Goal of the exercise: Word for word, quote all of the material, omitting the pictures.

Material provided:
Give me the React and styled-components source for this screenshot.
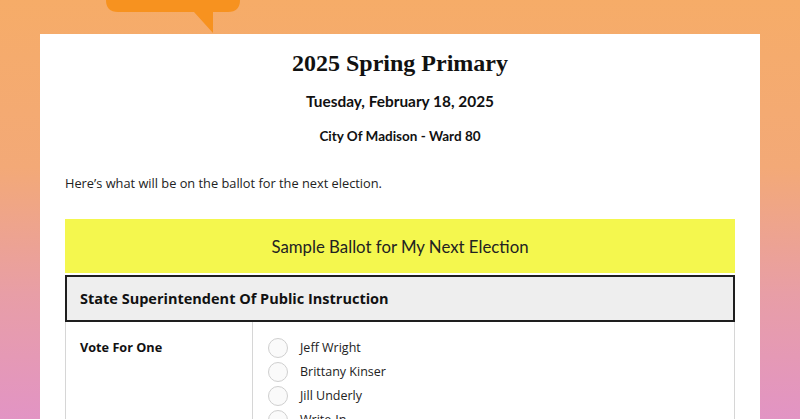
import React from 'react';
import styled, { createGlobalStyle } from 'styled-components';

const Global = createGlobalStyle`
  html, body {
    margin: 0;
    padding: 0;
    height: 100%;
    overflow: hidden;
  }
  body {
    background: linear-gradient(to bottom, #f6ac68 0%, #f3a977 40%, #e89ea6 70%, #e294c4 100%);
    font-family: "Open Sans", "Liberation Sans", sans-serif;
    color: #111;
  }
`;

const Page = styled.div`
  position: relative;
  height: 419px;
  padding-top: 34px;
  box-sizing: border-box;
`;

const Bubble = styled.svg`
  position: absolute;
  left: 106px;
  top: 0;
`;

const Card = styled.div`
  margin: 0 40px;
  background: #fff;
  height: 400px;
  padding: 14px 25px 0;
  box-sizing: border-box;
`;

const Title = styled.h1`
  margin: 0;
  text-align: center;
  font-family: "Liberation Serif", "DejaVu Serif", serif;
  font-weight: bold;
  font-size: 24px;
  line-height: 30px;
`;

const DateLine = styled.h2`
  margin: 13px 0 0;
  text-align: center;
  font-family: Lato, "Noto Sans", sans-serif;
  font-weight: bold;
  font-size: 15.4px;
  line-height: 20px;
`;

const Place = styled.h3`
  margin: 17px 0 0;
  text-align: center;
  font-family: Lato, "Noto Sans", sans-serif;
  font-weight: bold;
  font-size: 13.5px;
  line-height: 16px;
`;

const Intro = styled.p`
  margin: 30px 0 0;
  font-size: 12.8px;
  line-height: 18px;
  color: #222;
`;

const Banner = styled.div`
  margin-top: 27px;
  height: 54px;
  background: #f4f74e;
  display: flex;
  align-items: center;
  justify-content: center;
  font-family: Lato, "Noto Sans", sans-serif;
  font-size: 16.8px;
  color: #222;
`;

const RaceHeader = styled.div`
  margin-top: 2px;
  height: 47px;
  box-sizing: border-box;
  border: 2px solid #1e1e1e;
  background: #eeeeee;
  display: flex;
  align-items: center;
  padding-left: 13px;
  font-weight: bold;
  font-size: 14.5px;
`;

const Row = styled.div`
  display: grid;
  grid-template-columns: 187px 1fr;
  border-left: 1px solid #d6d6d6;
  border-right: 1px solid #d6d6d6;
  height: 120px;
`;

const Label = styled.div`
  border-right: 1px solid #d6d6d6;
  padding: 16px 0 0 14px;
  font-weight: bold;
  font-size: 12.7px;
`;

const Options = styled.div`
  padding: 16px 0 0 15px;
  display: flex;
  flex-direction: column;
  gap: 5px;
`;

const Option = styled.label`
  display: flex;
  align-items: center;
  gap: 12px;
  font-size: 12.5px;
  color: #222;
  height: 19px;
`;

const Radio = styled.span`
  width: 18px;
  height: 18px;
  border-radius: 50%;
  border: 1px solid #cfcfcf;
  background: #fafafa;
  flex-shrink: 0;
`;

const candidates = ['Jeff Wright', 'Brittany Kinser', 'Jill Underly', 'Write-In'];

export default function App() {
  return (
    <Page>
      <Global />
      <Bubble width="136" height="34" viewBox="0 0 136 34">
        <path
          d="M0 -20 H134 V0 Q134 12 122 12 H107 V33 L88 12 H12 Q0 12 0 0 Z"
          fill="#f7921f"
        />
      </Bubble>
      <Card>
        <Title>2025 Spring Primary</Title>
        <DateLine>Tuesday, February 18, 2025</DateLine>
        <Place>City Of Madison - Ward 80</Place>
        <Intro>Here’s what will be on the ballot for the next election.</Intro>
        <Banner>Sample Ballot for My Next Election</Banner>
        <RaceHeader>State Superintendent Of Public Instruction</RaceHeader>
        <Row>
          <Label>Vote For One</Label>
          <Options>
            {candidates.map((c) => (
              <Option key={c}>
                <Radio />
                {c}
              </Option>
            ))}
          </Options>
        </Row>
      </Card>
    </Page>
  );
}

Written reply:
Give me the React and styled-components source for this screenshot.
import React from 'react';
import styled, { createGlobalStyle } from 'styled-components';

const Global = createGlobalStyle`
  html, body {
    margin: 0;
    padding: 0;
    height: 100%;
    overflow: hidden;
  }
  body {
    background: linear-gradient(to bottom, #f6ac68 0%, #f3a977 40%, #e89ea6 70%, #e294c4 100%);
    font-family: "Open Sans", "Liberation Sans", sans-serif;
    color: #111;
  }
`;

const Page = styled.div`
  position: relative;
  height: 419px;
  padding-top: 34px;
  box-sizing: border-box;
`;

const Bubble = styled.svg`
  position: absolute;
  left: 106px;
  top: 0;
`;

const Card = styled.div`
  margin: 0 40px;
  background: #fff;
  height: 400px;
  padding: 14px 25px 0;
  box-sizing: border-box;
`;

const Title = styled.h1`
  margin: 0;
  text-align: center;
  font-family: "Liberation Serif", "DejaVu Serif", serif;
  font-weight: bold;
  font-size: 24px;
  line-height: 30px;
`;

const DateLine = styled.h2`
  margin: 13px 0 0;
  text-align: center;
  font-family: Lato, "Noto Sans", sans-serif;
  font-weight: bold;
  font-size: 15.4px;
  line-height: 20px;
`;

const Place = styled.h3`
  margin: 17px 0 0;
  text-align: center;
  font-family: Lato, "Noto Sans", sans-serif;
  font-weight: bold;
  font-size: 13.5px;
  line-height: 16px;
`;

const Intro = styled.p`
  margin: 30px 0 0;
  font-size: 12.8px;
  line-height: 18px;
  color: #222;
`;

const Banner = styled.div`
  margin-top: 27px;
  height: 54px;
  background: #f4f74e;
  display: flex;
  align-items: center;
  justify-content: center;
  font-family: Lato, "Noto Sans", sans-serif;
  font-size: 16.8px;
  color: #222;
`;

const RaceHeader = styled.div`
  margin-top: 2px;
  height: 47px;
  box-sizing: border-box;
  border: 2px solid #1e1e1e;
  background: #eeeeee;
  display: flex;
  align-items: center;
  padding-left: 13px;
  font-weight: bold;
  font-size: 14.5px;
`;

const Row = styled.div`
  display: grid;
  grid-template-columns: 187px 1fr;
  border-left: 1px solid #d6d6d6;
  border-right: 1px solid #d6d6d6;
  height: 120px;
`;

const Label = styled.div`
  border-right: 1px solid #d6d6d6;
  padding: 16px 0 0 14px;
  font-weight: bold;
  font-size: 12.7px;
`;

const Options = styled.div`
  padding: 16px 0 0 15px;
  display: flex;
  flex-direction: column;
  gap: 5px;
`;

const Option = styled.label`
  display: flex;
  align-items: center;
  gap: 12px;
  font-size: 12.5px;
  color: #222;
  height: 19px;
`;

const Radio = styled.span`
  width: 18px;
  height: 18px;
  border-radius: 50%;
  border: 1px solid #cfcfcf;
  background: #fafafa;
  flex-shrink: 0;
`;

const candidates = ['Jeff Wright', 'Brittany Kinser', 'Jill Underly', 'Write-In'];

export default function App() {
  return (
    <Page>
      <Global />
      <Bubble width="136" height="34" viewBox="0 0 136 34">
        <path
          d="M0 -20 H134 V0 Q134 12 122 12 H107 V33 L88 12 H12 Q0 12 0 0 Z"
          fill="#f7921f"
        />
      </Bubble>
      <Card>
        <Title>2025 Spring Primary</Title>
        <DateLine>Tuesday, February 18, 2025</DateLine>
        <Place>City Of Madison - Ward 80</Place>
        <Intro>Here’s what will be on the ballot for the next election.</Intro>
        <Banner>Sample Ballot for My Next Election</Banner>
        <RaceHeader>State Superintendent Of Public Instruction</RaceHeader>
        <Row>
          <Label>Vote For One</Label>
          <Options>
            {candidates.map((c) => (
              <Option key={c}>
                <Radio />
                {c}
              </Option>
            ))}
          </Options>
        </Row>
      </Card>
    </Page>
  );
}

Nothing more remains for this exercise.